Colorado 91, Texas 89.  Despite a 48-33 halftime deficit, the Colorado Buffaloes rallied in the second half of Saturday’s contest against No. 5 Texas to improve to 7-7 in Big 12 play and snap a six-game losing skid against the Longhorns. Sophomore guard Alec Burks had the performance of the day, scoring 33 points, grabbing 10 rebounds and dishing out four assists. Texas blew a 17-point second half lead as the Buffs answered with a 14-0 run spearheaded by Burks. In addition to the sophomore, the Buffs were led by bench players Andre Roberson and Levi Knutson who played crucial roles in the come-from-behind victory. Roberson added nine points and 11 rebounds, while Knutson made three consectuive threes to finish with 21 points, the second highest on the team. Texas left the Coors Events Center stunned. The team made a late comeback behind Jordan Hamilton and J’Covan Brown, who each finished with 21 points in the contest. However, poor free throw shooting plagued Texas as the team shot a pathethic 20 of 34 from the charity stripe (58 percent). Although they scored 41 points in the second half, the Longhorns had recorded only 19 points and were down 78-67 with under five minutes to play. With the win, CU improves to 14-2 at home this season, tying a school record and moves to 18-11 overall, boosting their NCAA tournament resume. Texas shot 11-23 from three point range, but couldn’t capitalize due to the double-digit deficit.
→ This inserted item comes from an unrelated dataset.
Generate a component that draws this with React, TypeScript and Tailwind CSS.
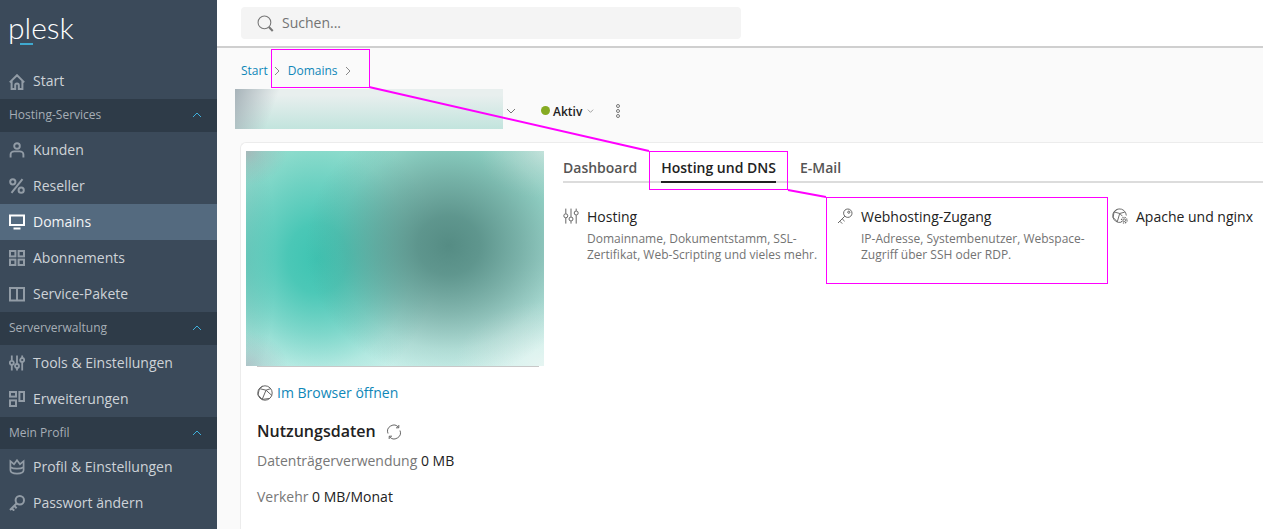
import React from "react";

const Svg = ({ children, className = "", sw = 1.6 }: { children: React.ReactNode; className?: string; sw?: number }) => (
  <svg viewBox="0 0 16 16" fill="none" stroke="currentColor" strokeWidth={sw} className={className}>
    {children}
  </svg>
);

const HomeI = (p: { className?: string }) => (
  <Svg {...p} sw={2}>
    <path d="M.8 8.4 8 1.2l7.2 7.2M2.6 6.8v8.2h3.6v-3.8a1.8 1.8 0 0 1 3.6 0V15h3.6V6.8" />
  </Svg>
);
const UserI = (p: { className?: string }) => (
  <Svg {...p} sw={1.9}>
    <circle cx="8" cy="4" r="2.8" />
    <path d="M1.6 15.4v-2.8c0-2 1.8-3.2 3.6-3.2h5.6c1.8 0 3.6 1.2 3.6 3.2v2.8" />
  </Svg>
);
const PercentI = (p: { className?: string }) => (
  <Svg {...p} sw={2}>
    <circle cx="3.8" cy="3.8" r="2.6" />
    <circle cx="12.2" cy="12.2" r="2.6" />
    <path d="M13.5 1.2 2.5 14.8" />
  </Svg>
);
const MonitorI = (p: { className?: string }) => (
  <Svg {...p} sw={2}>
    <rect x="1" y="1.5" width="14" height="9.5" />
    <path d="M4.5 14.5h7" />
  </Svg>
);
const GridI = (p: { className?: string }) => (
  <Svg {...p} sw={2}>
    <rect x="1" y="1" width="5.4" height="5.4" />
    <rect x="9.6" y="1" width="5.4" height="5.4" />
    <rect x="1" y="9.6" width="5.4" height="5.4" />
    <rect x="9.6" y="9.6" width="5.4" height="5.4" />
  </Svg>
);
const BookI = (p: { className?: string }) => (
  <Svg {...p} sw={2}>
    <path d="M1 2h14v12.4H1zM8 2v12.4" />
  </Svg>
);
const SlidersI = ({ className = "", sw = 1.8 }: { className?: string; sw?: number }) => (
  <Svg className={className} sw={sw}>
    <path d="M2.8 .6v5M2.8 10v5.6M8 .6v8.2M8 13.2v2.4M13.2 .6v2.2M13.2 7.2v8.4" />
    <circle cx="2.8" cy="7.8" r="2" />
    <circle cx="8" cy="11" r="2" />
    <circle cx="13.2" cy="5" r="2" />
  </Svg>
);
const ExtI = (p: { className?: string }) => (
  <Svg {...p} sw={2}>
    <rect x="1" y="1" width="6" height="4.6" />
    <rect x="1" y="9.4" width="6" height="5.6" />
    <rect x="10.4" y="1" width="4.6" height="9" />
  </Svg>
);
const CrownI = (p: { className?: string }) => (
  <Svg {...p} sw={1.7}>
    <path d="M1.4 2.2 5 5.2 8 1.2l3 4 3.6-3v8.8c0 2.6-3 3.6-6.6 3.6s-6.6-1-6.6-3.6z" />
    <path d="M1.4 8.2c1.6 1 4.1 1.4 6.6 1.4s5-.4 6.6-1.4" />
  </Svg>
);
const KeyI = ({ className = "", sw = 2 }: { className?: string; sw?: number }) => (
  <Svg className={className} sw={sw}>
    <circle cx="10.8" cy="5.2" r="4.2" />
    <path d="M7.8 8.2 1 15M2.8 13.2l2.4 2.4M5.2 10.8l2.4 2.4" />
    {sw < 1.5 && <circle cx="11.8" cy="4.2" r="1.1" />}
  </Svg>
);
const GlobeI = ({ className = "" }: { className?: string }) => (
  <Svg className={className} sw={1}>
    <circle cx="8" cy="8" r="7.2" />
    <path d="M2.4 3.6 9 5.2l4.8-1.6M9 5.2 5.2 14.4M9 5.2l6 5.4M2.4 3.6 1 9.8l4.2 4.6M5.8 1.2 2.4 3.6M5.2 14.4l7.8-1" />
  </Svg>
);
const GlobeGearI = ({ className = "" }: { className?: string }) => (
  <svg viewBox="0 0 17 17" fill="none" stroke="currentColor" strokeWidth="1" className={className}>
    <path d="M9.5 15.2A7.2 7.2 0 1 1 15.2 8" />
    <path d="M2.2 4.2 8.2 5.8l5.4-1.4M8.2 5.8 5.6 14.6M2.2 4.2 1.2 10l4.4 4.6M5.6 1.4l-3.4 2.8M8.2 5.8l3 3" />
    <circle cx="13" cy="13" r="1.4" />
    <circle cx="13" cy="13" r="3" strokeDasharray="1.3 1.05" strokeWidth="1.3" />
  </svg>
);
const SearchI = ({ className = "" }: { className?: string }) => (
  <Svg className={className} sw={1}>
    <circle cx="7" cy="7" r="6" />
    <path d="m11.2 11.4 3.6 3.6" strokeWidth="2" />
  </Svg>
);
const RefreshI = ({ className = "" }: { className?: string }) => (
  <Svg className={className} sw={1}>
    <path d="M2 9.5A6.2 6.2 0 0 1 12.6 3.4M14 6.5A6.2 6.2 0 0 1 3.4 12.6" />
    <path d="M12.8 1v2.8H10M3.2 15v-2.8H6" />
  </Svg>
);
const Chev = ({ className = "", d = "m1 1 4 4 4-4", box = "0 0 10 6" }: { className?: string; d?: string; box?: string }) => (
  <svg viewBox={box} fill="none" stroke="currentColor" strokeWidth="1" className={className}>
    <path d={d} />
  </svg>
);

const NavItem = ({ icon: Icon, label, active }: { icon: React.ComponentType<{ className?: string }>; label: string; active?: boolean }) => (
  <div className={`flex h-9 items-center gap-2 pl-[9px] text-[14px] ${active ? "bg-[#546a7f] text-[#f2f4f6]" : "text-[#ced3d8]"}`}>
    <Icon className={`h-4 w-4 shrink-0 ${active ? "text-white" : "text-[#929ca6]"}`} />
    <span className="mb-[2px]">{label}</span>
  </div>
);

const Section = ({ label, h }: { label: string; h: string }) => (
  <div className={`flex items-center justify-between bg-[#2e3b48] pl-[9px] pr-[15px] text-[12px] text-[#a6aeb6] ${h}`}>
    <span>{label}</span>
    <Chev d="m1 5 4-4 4 4" className="h-[6px] w-[10px] text-[#3fb0dc]" />
  </div>
);

const Feature = ({ icon, title, desc, w }: { icon: React.ReactNode; title: string; desc?: string; w: string }) => (
  <div className={`flex shrink-0 gap-2 ${w}`}>
    <div className="mt-[1px] shrink-0 text-[#666]">{icon}</div>
    <div className="min-w-0">
      <div className="whitespace-nowrap text-[14px] leading-5 text-[#222]">{title}</div>
      {desc && <p className="mt-[4px] text-[12px] leading-4 text-[#737373]">{desc}</p>}
    </div>
  </div>
);

export default function App() {
  return (
    <div className="relative flex h-[529px] w-full overflow-hidden bg-[#fafafa] font-['Open_Sans',sans-serif]">
      <aside className="flex w-[217px] shrink-0 flex-col bg-[#3b4a5a]">
        <div className="relative h-[64px] shrink-0">
          <span className="absolute left-[8px] top-[5px] font-['Lato',sans-serif] text-[30px] font-light leading-[45px] text-white">plesk</span>
          <span className="absolute left-[20px] top-[43px] h-[2px] w-[13px] bg-[#3fa9cf]" />
        </div>
        <div className="h-[35px] [&>div]:h-[35px]">
          <NavItem icon={HomeI} label="Start" />
        </div>
        <Section label="Hosting-Services" h="h-[33px] pb-[2px]" />
        <NavItem icon={UserI} label="Kunden" />
        <NavItem icon={PercentI} label="Reseller" />
        <NavItem icon={MonitorI} label="Domains" active />
        <NavItem icon={GridI} label="Abonnements" />
        <NavItem icon={BookI} label="Service-Pakete" />
        <Section label="Serververwaltung" h="h-[33px] pb-[2px]" />
        <NavItem icon={SlidersI} label="Tools & Einstellungen" />
        <NavItem icon={ExtI} label="Erweiterungen" />
        <Section label="Mein Profil" h="h-[32px]" />
        <NavItem icon={CrownI} label="Profil & Einstellungen" />
        <NavItem icon={KeyI} label="Passwort ändern" />
      </aside>

      <main className="min-w-0 flex-1">
        <header className="flex h-[48px] items-start border-b-2 border-[#cfcfcf] bg-white pl-[24px] pt-[7px]">
          <div className="flex h-[32px] w-[500px] items-center gap-[8px] rounded bg-[#f4f4f4] pl-[16px] text-[14px] text-[#737373]">
            <SearchI className="h-[17px] w-[17px] text-[#777]" />
            <span className="mb-[2px]">Suchen...</span>
          </div>
        </header>

        <nav className="flex h-[41px] items-center pl-[24px] pt-[4px] text-[12px] text-[#0f87b8]">
          <span>Start</span>
          <Chev box="0 0 6 10" d="m1 1 4 4-4 4" className="ml-[6px] mr-[8px] h-[10px] w-[6px] text-[#888]" />
          <span>Domains</span>
          <Chev box="0 0 6 10" d="m1 1 4 4-4 4" className="ml-[7px] h-[10px] w-[6px] text-[#888]" />
        </nav>

        <div className="flex h-[40px] items-center pl-[18px]">
          <div className="h-[40px] w-[268px] bg-[linear-gradient(110deg,#a7b3b9_0%,rgba(167,179,185,0)_16%),linear-gradient(to_bottom,#e8efee_15%,#c2e4dd_100%)]" />
          <Chev className="ml-[3px] mt-[3px] h-[6px] w-[10px] text-[#777]" />
          <span className="ml-[25px] mt-[3px] h-[9px] w-[9px] rounded-full bg-[#86ab22]" />
          <span className="ml-[3px] mt-[6px] text-[12px] font-semibold text-[#222]">Aktiv</span>
          <Chev className="ml-[5px] mt-[3px] h-[4px] w-[7px] text-[#777]" />
          <div className="ml-[22px] mt-[4px] flex flex-col gap-[1px]">
            <span className="h-[4px] w-[4px] rounded-full border border-[#777]" />
            <span className="h-[4px] w-[4px] rounded-full border border-[#777]" />
            <span className="h-[4px] w-[4px] rounded-full border border-[#777]" />
          </div>
        </div>

        <section className="ml-[23px] mt-[13px] flex h-[400px] rounded-tl-md border-l border-t border-[#ececec] bg-white pl-[5px] pt-[8px]">
          <div className="w-[298px] shrink-0">
            <div className="h-[215px] w-[298px] bg-[radial-gradient(ellipse_48%_62%_at_68%_44%,rgba(85,140,132,1)_0%,rgba(85,140,132,0.88)_22%,rgba(85,140,132,0.55)_50%,rgba(85,140,132,0.18)_78%,rgba(85,140,132,0)_100%),radial-gradient(ellipse_40%_64%_at_24%_50%,rgba(62,196,178,1)_0%,rgba(62,196,178,0.88)_25%,rgba(62,196,178,0.5)_55%,rgba(62,196,178,0.15)_80%,rgba(62,196,178,0)_100%),radial-gradient(ellipse_14%_16%_at_0%_0%,#a8b8ba_0%,rgba(168,184,186,0.5)_40%,rgba(168,184,186,0)_100%),radial-gradient(ellipse_14%_16%_at_0%_100%,#b0c4c8_0%,rgba(176,196,200,0.5)_40%,rgba(176,196,200,0)_100%),radial-gradient(ellipse_30%_30%_at_100%_100%,#e6f5f2_0%,rgba(230,245,242,0)_100%),radial-gradient(ellipse_22%_22%_at_100%_0%,#c6e4dd_0%,rgba(198,228,221,0)_100%),radial-gradient(ellipse_10%_60%_at_0%_50%,#86c8bf_0%,rgba(134,200,191,0)_100%),linear-gradient(to_bottom,#98dfd0_0%,#a8dfd6_50%,#c9f0ea_100%)]" />
            <div className="ml-[11px] h-px w-[282px] bg-[#c8c8c8]" />
            <a className="ml-[11px] mt-[16px] flex items-center gap-[4px] text-[14px] leading-5 text-[#0f87b8]">
              <GlobeI className="h-4 w-4 text-[#666]" />
              <span>Im Browser öffnen</span>
            </a>
            <div className="ml-[11px] mt-[17px] flex items-center gap-[10px]">
              <h2 className="text-[16px] font-semibold leading-[22px] text-[#222]">Nutzungsdaten</h2>
              <RefreshI className="mt-[2px] h-4 w-4 text-[#666]" />
            </div>
            <p className="ml-[11px] mt-[9px] text-[14px] leading-5 text-[#777]">
              Datenträgerverwendung <span className="text-[#222]">0 MB</span>
            </p>
            <p className="ml-[11px] mt-[16px] text-[14px] leading-5 text-[#777]">
              Verkehr <span className="text-[#222]">0 MB/Monat</span>
            </p>
          </div>

          <div className="ml-[19px] min-w-0 flex-1">
            <div className="flex h-[32px] gap-[24px] border-b-2 border-[#dcdcdc] pt-[7px] text-[14px] font-semibold leading-5">
              <span className="text-[#555]">Dashboard</span>
              <span className="h-[25px] border-b-2 border-[#222] text-[#222]">Hosting und DNS</span>
              <span className="text-[#555]">E-Mail</span>
            </div>
            <div className="mt-[24px] flex">
              <Feature
                w="w-[274px] pr-[16px]"
                icon={<SlidersI className="h-4 w-4" sw={1} />}
                title="Hosting"
                desc="Domainname, Dokumentstamm, SSL-Zertifikat, Web-Scripting und vieles mehr."
              />
              <Feature
                w="w-[275px] pr-[16px]"
                icon={<KeyI className="h-4 w-4" sw={1} />}
                title="Webhosting-Zugang"
                desc="IP-Adresse, Systembenutzer, Webspace-Zugriff über SSH oder RDP."
              />
              <Feature w="w-[160px]" icon={<GlobeGearI className="h-4 w-4" />} title="Apache und nginx" />
            </div>
          </div>
        </section>
      </main>

      <div className="pointer-events-none absolute left-[271px] top-[49px] h-[39px] w-[99px] border border-[#ff00ff]" />
      <div className="pointer-events-none absolute left-[649px] top-[151px] h-[39px] w-[139px] border border-[#ff00ff]" />
      <div className="pointer-events-none absolute left-[826px] top-[197px] h-[87px] w-[282px] border border-[#ff00ff]" />
      <svg className="pointer-events-none absolute left-0 top-0 h-[529px] w-[1263px]" viewBox="0 0 1263 529" fill="none">
        <path d="M369 87 649 151M788 190l38 7" stroke="#ff00ff" strokeWidth="2" />
      </svg>
    </div>
  );
}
Notre Dame 60, Seton Hall 48.  Trailing Seton Hall 27-21 with just seconds to go in the first half, Notre Dame knew that they had to get a basket for momentum purposes. After senior guard Ben Hansbrough missed a jumper from the corner, senior forward Tim Abromaitis gathered the loose ball and tossed up an off-balance three that went in just as the buzzer sounded. When the second half began, the Irish and the Pirates battled evenly for the first few minutes, but eventually Notre Dame went on a 13-0 run to gain control of the game. However, Seton Hall was able to pull the score to 44-43 with just six minutes remaining. At that point, consecutive three-pointers by Abromaitis and senior forward Scott Martin provided the knockout punch that the Irish were searching for. Notre Dame was led by Abromaitis, who finished with 22 points, and Hansbrough, who finished with 21 points and 7 rebounds. In a losing effort, Jeff Robinson contributed 16 points and 5 rebounds for the Pirates.
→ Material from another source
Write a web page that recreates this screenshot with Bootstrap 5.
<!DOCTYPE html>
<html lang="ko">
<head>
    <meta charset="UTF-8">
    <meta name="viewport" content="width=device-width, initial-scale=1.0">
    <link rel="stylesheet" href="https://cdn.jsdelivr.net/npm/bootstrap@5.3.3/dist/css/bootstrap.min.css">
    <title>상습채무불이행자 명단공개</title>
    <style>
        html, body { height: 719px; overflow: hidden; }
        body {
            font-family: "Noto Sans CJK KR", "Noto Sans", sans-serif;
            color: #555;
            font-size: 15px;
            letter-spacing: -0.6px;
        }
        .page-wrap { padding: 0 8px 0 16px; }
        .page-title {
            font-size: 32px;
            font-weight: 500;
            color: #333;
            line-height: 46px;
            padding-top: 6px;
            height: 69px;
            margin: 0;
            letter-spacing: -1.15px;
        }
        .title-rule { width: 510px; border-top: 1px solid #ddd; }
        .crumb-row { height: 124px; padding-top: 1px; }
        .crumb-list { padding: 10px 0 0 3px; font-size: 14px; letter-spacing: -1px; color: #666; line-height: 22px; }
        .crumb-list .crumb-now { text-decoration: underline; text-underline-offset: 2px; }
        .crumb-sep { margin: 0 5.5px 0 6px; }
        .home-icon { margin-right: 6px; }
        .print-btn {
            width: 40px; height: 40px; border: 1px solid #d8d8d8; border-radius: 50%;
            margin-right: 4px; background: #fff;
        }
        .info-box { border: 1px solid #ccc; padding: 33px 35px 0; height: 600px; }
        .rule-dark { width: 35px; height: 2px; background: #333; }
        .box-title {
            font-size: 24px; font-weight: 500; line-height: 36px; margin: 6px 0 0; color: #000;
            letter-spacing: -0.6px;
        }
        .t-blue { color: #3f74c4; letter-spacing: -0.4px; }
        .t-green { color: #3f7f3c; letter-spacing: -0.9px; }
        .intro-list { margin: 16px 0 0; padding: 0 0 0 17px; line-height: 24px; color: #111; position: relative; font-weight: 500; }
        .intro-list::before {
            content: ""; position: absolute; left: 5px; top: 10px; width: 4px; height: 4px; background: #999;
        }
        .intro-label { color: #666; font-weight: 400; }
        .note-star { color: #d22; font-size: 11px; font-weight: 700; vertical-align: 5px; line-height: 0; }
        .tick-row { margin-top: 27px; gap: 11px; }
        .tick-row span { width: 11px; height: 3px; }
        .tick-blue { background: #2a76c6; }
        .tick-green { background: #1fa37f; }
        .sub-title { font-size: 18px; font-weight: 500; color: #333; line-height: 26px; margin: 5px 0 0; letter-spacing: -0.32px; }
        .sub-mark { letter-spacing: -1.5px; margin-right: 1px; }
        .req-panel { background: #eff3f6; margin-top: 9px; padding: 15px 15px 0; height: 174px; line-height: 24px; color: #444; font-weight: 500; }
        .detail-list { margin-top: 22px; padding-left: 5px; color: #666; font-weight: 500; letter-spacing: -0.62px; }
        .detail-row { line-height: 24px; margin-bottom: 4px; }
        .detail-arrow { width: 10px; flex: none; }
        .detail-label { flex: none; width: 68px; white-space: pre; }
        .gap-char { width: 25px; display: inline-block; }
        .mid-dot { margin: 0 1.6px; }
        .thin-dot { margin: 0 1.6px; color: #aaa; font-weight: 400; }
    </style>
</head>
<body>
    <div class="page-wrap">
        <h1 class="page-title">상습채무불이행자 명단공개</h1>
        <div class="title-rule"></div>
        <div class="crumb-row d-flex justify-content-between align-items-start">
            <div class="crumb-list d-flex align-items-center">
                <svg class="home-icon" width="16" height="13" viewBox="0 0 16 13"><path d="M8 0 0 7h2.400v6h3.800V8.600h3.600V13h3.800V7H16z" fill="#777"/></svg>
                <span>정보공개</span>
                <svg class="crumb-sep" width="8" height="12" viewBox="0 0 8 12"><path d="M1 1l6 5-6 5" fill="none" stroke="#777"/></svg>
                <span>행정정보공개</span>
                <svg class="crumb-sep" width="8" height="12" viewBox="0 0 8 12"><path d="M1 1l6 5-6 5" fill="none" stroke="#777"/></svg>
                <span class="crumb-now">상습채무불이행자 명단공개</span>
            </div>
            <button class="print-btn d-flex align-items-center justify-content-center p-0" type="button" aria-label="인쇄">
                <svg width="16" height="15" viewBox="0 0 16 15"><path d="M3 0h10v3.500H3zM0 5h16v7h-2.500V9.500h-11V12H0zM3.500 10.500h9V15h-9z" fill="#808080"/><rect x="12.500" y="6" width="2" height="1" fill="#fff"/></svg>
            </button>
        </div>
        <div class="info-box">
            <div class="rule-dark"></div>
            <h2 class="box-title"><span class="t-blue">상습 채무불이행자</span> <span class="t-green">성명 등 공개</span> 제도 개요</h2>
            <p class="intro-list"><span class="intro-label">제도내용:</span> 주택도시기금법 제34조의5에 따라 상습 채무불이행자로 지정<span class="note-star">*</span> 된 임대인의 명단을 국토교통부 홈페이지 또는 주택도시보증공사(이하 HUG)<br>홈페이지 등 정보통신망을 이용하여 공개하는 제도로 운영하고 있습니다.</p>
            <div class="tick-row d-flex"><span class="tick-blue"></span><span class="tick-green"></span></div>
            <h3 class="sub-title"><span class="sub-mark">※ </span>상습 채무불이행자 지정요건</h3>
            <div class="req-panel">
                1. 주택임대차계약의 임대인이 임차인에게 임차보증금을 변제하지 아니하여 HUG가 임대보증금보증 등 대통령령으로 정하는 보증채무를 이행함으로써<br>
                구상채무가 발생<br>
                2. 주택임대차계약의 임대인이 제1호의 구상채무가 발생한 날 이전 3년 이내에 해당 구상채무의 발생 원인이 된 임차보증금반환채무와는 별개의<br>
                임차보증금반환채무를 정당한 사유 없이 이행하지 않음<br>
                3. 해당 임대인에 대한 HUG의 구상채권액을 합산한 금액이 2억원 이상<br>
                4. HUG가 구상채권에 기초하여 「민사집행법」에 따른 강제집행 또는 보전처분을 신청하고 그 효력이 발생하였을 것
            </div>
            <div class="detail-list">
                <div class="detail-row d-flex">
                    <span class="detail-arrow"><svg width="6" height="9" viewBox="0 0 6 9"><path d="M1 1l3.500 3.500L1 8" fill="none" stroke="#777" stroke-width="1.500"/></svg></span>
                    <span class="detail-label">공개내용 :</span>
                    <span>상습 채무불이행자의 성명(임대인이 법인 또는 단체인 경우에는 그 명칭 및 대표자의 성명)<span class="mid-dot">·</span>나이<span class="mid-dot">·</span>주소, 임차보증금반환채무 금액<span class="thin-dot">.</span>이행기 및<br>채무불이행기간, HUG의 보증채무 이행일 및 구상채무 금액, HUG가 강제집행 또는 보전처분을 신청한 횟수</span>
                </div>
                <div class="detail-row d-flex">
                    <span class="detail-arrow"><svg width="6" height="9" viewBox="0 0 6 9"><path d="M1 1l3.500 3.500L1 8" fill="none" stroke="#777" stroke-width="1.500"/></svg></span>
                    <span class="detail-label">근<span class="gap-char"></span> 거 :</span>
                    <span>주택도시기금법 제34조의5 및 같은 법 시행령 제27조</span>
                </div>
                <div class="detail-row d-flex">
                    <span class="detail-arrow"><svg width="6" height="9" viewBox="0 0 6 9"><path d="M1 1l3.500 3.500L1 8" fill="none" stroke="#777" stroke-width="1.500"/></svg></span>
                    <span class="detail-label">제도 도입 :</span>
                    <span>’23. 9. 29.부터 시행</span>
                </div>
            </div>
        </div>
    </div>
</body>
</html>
Missouri State 69, Wichita State 64.  How did the students at Missouri State celebrate the program’s first Missouri Valley Conference regular season championship after knocking off Wichita State Saturday? They rushed the court, of course, and with ferocity. Adam Leonard’s tie-breaking three-pointer, a deep, contested attempt off a screen with 48.6 seconds remaining, will go down as one of the most important shots in MSU history. Leonard bailed his team out after it blew a double-digit lead in the second half, as Wichita State rallied behind the red-hot David Kyles. A former starter now relegated to the bench, Kyles single-handedly brought his team back into contention, and he drained a wild three-pointer with just more than a minute remaining to pull even and cap a whirlwind of a comeback. Wichita State will need to recover quickly for Arch Madness next weekend, as there’s a strong possibility these two teams could meet again in St. Louis next Sunday for a reward even greater than a regular season title–a trip to the NCAA Tournament.
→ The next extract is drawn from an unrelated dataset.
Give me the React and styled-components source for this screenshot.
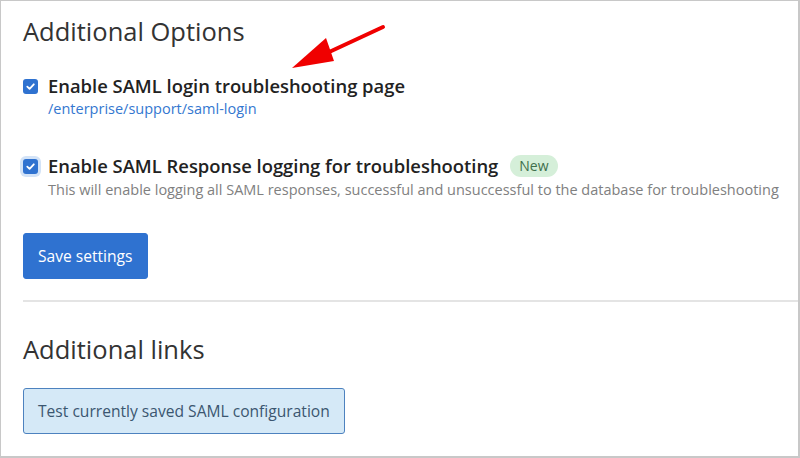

Syracuse 58, Georgetown 51.  Georgetown is going to be in trouble as long as they don’t have Chris Wright on the court. Its not an issue of effort or leadership. They had plenty of that on Saturday. Syracuse jumped out to a lead as big as 12 early in the second half, but Austin Freeman and Jason Clark helped lead the Hoyas all the way back, taking a 45-43 lead.  No, Georgetown’s issue is that they simply do not have enough offensive creativity or firepower without Wright on the floor. I said this numerous times during the live-blog, but without Wright Georgetown is just about forced to score within the confines of their offense. If they don’t, they have to rely on Austin Freeman to try and create a shot for himself at the end of a clock. That’s not his strong suit. They need Wright to get healthy. As far as Syracuse is concerned, this win only reinforced the fact that this is not a team that you can trust in March. They won on Saturday because of Scoop Jardine, who made a couple of huge shots down the stretch. And if there is anything that Scoop’s career has taught us, its that he’s not the most trustworthy player. Kris Joseph and Brandon Triche were essentially no-shows on Saturday as well.